- 4 large oyster mushrooms
- 2 cups cornflakes
- 1 cup pecans
- 1-2 tsp cayenne powder
- 1 tsp garlic powder
- salt and black pepper (to taste)
- 10 tbsp all-purpose flour
- 3/4 cup water
- 1 tbsp dijon mustard
- 4-6 tbsp olive oil
Special sauce
- 2 tbsp vegan mayo
- 1 tbsp dijon mustard
- 1 tbsp hot sauce
- Pre-heat the oven to 220°C/425°F
- Coating: In a food processor pulse the pecans until they resemble fine breadcrumbs. Do the same with the cornflakes. Place the pecans, cornflakes, garlic powder, cayenne powder, salt and black pepper into a bowl. Mix to combine. In another bowl, combine all-purpose flour, water, dijon mustard, salt and black pepper. Whisk to combine. Dunk oyster mushroom into the wet batter, and then into the crispy pecan coating.
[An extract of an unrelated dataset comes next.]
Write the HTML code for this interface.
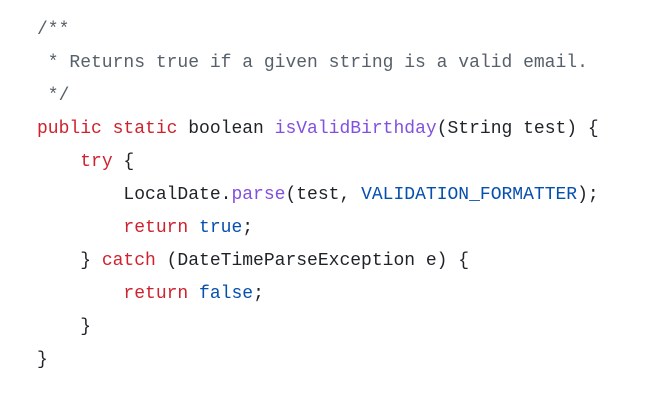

- Baking: Place coated oyster mushrooms on a baking sheet lined with parchment paper. Brush with a generous amount of olive oil. Bake for 20 minutes. Flip, brush with a little more olive oil and bake for a further 10 minutes.
- Final touches: While the pecan crusted chik'n bakes, make the creamy dijon hot sauce. Combine vegan mayo, dijon mustard an a little hot sauce together. Drizzle sauce over the warm, crispy vegan pecan chik'n and serve with my kale slaw salad. Enjoy!